------ Information supplied
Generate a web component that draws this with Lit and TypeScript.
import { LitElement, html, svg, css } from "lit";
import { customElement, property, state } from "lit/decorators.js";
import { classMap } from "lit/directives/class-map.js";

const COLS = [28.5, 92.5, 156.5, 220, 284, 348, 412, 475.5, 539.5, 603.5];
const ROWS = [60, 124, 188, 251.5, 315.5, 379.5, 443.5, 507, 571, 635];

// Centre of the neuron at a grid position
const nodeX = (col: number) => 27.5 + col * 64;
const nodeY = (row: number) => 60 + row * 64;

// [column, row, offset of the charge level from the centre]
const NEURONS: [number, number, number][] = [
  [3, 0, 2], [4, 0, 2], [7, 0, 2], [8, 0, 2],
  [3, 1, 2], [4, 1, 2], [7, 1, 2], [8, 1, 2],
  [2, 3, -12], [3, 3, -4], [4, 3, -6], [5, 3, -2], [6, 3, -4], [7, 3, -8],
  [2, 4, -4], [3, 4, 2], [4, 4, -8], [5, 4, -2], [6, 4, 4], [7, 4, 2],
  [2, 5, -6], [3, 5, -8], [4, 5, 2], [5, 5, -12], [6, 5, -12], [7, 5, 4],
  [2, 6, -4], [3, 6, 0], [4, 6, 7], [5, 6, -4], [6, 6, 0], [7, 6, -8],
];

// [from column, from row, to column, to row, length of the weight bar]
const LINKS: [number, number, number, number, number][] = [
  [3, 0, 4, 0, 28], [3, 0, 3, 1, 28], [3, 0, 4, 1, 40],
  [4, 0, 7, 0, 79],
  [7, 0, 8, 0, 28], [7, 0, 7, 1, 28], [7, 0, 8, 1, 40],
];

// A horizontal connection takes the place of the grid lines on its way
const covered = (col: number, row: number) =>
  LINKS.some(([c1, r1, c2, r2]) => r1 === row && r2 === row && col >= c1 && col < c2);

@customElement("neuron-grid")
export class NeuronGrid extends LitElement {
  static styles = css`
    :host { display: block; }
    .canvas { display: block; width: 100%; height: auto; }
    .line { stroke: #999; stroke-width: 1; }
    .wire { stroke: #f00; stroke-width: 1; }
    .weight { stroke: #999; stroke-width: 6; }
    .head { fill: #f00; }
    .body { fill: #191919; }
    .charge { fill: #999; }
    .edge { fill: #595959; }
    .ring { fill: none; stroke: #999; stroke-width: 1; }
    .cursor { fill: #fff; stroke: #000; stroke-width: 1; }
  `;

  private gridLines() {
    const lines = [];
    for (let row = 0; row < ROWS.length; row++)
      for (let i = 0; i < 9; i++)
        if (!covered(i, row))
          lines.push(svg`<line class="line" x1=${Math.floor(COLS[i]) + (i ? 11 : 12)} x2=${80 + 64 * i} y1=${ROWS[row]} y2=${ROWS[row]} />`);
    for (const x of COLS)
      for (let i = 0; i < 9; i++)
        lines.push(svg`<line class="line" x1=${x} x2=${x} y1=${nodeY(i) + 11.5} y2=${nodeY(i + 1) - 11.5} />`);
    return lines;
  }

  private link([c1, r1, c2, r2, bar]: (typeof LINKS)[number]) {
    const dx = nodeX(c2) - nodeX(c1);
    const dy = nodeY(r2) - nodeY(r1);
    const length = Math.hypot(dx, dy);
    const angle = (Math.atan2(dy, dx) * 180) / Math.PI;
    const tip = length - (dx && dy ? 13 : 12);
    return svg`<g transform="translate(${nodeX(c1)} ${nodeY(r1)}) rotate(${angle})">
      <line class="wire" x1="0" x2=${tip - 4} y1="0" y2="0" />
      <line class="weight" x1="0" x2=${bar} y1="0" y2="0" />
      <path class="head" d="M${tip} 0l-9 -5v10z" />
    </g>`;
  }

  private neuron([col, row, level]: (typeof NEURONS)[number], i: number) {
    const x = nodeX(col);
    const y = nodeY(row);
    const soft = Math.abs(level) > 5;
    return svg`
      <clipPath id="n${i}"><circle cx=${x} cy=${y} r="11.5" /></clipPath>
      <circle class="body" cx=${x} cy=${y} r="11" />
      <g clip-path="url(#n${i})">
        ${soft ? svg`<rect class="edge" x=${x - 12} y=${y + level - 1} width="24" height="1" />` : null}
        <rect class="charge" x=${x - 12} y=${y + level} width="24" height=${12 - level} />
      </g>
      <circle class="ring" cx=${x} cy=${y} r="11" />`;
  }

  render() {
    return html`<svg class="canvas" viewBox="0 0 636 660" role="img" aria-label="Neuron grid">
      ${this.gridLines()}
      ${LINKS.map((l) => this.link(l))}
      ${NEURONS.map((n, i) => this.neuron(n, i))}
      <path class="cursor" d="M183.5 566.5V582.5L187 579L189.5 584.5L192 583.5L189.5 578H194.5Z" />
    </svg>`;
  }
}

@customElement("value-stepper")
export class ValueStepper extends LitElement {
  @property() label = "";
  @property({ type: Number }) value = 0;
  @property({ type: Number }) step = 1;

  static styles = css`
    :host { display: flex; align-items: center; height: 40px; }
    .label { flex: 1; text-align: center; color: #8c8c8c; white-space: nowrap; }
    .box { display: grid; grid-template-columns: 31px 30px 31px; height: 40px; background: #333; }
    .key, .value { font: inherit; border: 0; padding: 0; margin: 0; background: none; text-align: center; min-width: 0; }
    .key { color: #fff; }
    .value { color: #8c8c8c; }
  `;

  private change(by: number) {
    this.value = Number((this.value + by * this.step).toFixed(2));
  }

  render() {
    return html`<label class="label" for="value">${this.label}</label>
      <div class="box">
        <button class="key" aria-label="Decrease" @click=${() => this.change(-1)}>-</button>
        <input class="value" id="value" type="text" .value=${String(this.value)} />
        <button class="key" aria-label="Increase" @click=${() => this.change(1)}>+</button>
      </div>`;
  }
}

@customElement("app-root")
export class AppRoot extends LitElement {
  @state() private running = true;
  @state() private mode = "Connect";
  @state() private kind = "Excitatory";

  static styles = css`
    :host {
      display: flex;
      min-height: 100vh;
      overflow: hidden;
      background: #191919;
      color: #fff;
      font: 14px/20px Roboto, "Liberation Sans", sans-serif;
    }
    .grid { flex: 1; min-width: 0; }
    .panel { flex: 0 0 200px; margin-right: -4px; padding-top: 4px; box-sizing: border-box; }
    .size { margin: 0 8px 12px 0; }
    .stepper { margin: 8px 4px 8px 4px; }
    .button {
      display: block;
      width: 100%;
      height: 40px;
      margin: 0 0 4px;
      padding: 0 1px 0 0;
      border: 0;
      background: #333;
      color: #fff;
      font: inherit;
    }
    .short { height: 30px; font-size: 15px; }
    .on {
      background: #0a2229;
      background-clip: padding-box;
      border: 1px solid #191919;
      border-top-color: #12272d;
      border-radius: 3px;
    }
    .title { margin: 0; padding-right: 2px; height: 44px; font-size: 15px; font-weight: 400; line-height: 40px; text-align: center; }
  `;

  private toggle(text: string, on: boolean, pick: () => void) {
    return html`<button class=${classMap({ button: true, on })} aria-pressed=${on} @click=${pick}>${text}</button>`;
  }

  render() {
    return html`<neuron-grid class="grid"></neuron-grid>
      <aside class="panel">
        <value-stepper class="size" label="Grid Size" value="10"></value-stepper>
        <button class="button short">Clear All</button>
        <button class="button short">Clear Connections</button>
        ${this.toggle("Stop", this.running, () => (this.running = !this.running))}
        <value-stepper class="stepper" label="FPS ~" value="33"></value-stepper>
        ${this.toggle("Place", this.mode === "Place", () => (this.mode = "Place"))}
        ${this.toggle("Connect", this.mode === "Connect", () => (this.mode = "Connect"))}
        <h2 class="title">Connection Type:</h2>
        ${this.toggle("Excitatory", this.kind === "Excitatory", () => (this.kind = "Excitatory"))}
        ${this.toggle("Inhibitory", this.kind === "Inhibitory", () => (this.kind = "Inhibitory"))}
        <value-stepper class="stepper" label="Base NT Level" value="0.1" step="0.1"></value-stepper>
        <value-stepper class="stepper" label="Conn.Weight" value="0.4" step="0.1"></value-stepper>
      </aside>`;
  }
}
------------
## Stated exercise
Repeat exactly, please, each line from the beginning of the data through the line with "const nodeY = (row: number) => 60 + row * 64;" in it, and only those lines.

## Result of this task
Generate a web component that draws this with Lit and TypeScript.
import { LitElement, html, svg, css } from "lit";
import { customElement, property, state } from "lit/decorators.js";
import { classMap } from "lit/directives/class-map.js";

const COLS = [28.5, 92.5, 156.5, 220, 284, 348, 412, 475.5, 539.5, 603.5];
const ROWS = [60, 124, 188, 251.5, 315.5, 379.5, 443.5, 507, 571, 635];

// Centre of the neuron at a grid position
const nodeX = (col: number) => 27.5 + col * 64;
const nodeY = (row: number) => 60 + row * 64;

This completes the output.